My blog last week was about waiting. A related idea is passages. While waiting evokes a feeling of a standstill and the idea that it is fixed to a certain place, passages evoke a feeling of going from one place to another or the idea of a connection between two places, or sometimes also events that we have to go through, like passage rites that connect two phases in life. All this is expressed in the word “passage”, which means “going through”. So “passage” adds movement to waiting. We can also say that passage is waiting on the move. If a passage is a space, like in the photo, passages add a physical aspect to waiting.
If a passage is physical, for example a street or a corridor, it makes that we can abstract from the aspect of time and that passages can be there when nothing is happening, which is not possible for waiting. Waiting always involves the presence of people; of at least one human being. We can talk about a waiting room, if nobody is there, but actually we see the space involved then as a passage; the waiting as such is absent when nobody is there. On the other hand, a physical passage can be a passage, when nobody is there, so long as the idea of being used by humans is present at least in the background. When this idea lacks, there is no (longer) a passage, but there is simply a space.
Passages are an important aspect of the physical infrastructure of daily life. Take a town. It is a kind of infrastructure of people living together at some place. Living together doesn’t involve that they all need to know each other and go along with each other, but these people at least share a common space to live and in addition they share certain functions which make them to some degree dependent on each other. There are shops where you can buy what you need. There is a town hall where people work who make that the activities of the townspeople can go on in a smooth way. Etc. Of course, towns are open infrastructures in the sense that everybody, including non-townspeople, can go in and out. With this superficial description I want to give you an idea of what I am talking about.
To make that the physical movements of the townspeople are not a mess (going to the baker or to your work; to friends or to a meeting, and so on), a town has streets, squares, canals, and the like. They are the passages of a town. Note that a passage need not be only a passage.
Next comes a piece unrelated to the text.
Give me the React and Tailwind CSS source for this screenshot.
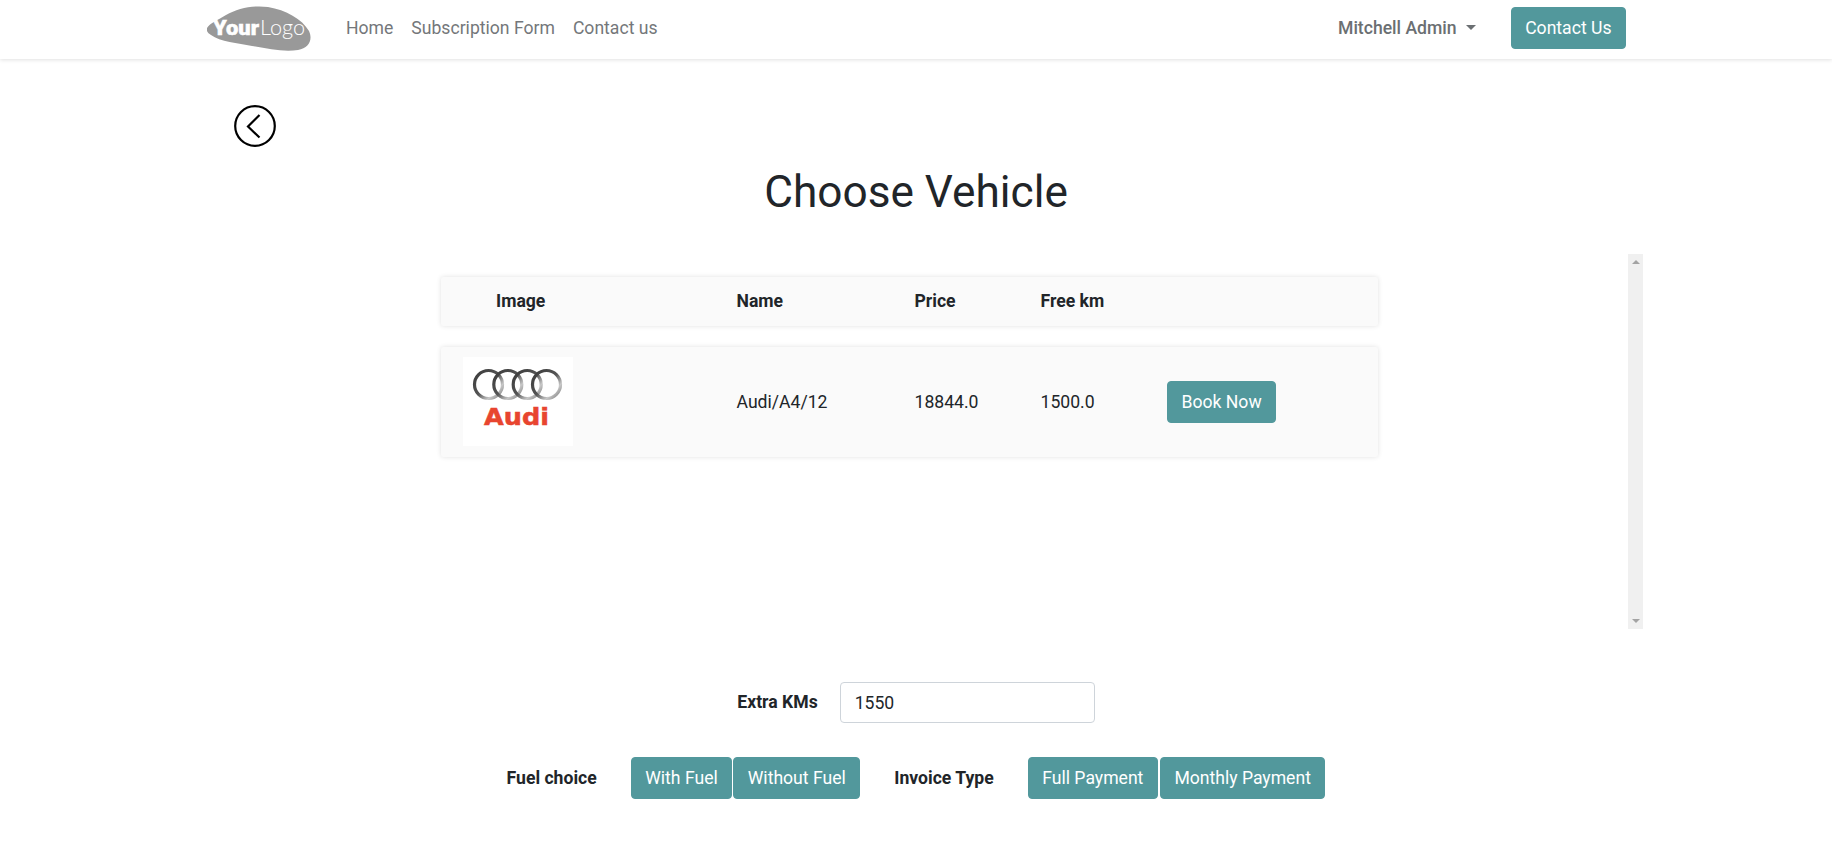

The function of a street can also be that it has houses where people live; squares can also be places where people meet. Both streets and squares can have shops or they can be marketplaces. They can have been made for concentrating just there important buildings, like government buildings or museums. But one of the main functions of streets and squares is that they are connections. In this way, streets and squares are planned spaces where people can pass from one place to another. They are passages (maybe besides something else). They are not the only passages you find in a town. I mentioned already waiting rooms, which are a kind of indoor passages, or I could mention railway stations and bus stops.
I began asking why the photo of this blog is meaningful. Unlike the photo in my last blog, which I took only because I was filling my time because I was bored, I took the photo of this blog, just because of its meaning. This photo doesn’t simply show a space that is neither a street nor a square. I didn’t take it just because it shows a photographically interesting town scenery. No, the socially significant aspect of this photo is that it is a passage and that’s why I took it. That it is a passage is stressed by the two men passing the space. They are not just walking there. They are a bit in a hurry. Apparently, they are passing the space on their way from one place to another. They unintentionally stress that the space is a passage. And that’s what the meaning of this photo is and what makes it interesting.
You find more photos of passing taken by me here and here.

3 comments:

Paul D. Van Pelt said...

Your post brought back a good memory of a very early part of my life when I read everything I could get my hands on and soaked stuff up like a sponge. I was just learning about feminism and starting to pay attention. The book was by Gail Sheehy and I hope the spelling is at least close. The book was titled: PASSAGES.

HbdW said...

I don’t know the book. A book that came to my mind when writing this blog was Walter Benjamin’s book on passages (haven’t read it till now).

Paul D. Van Pelt said...

If I remember correctly, it was the mid-sixties.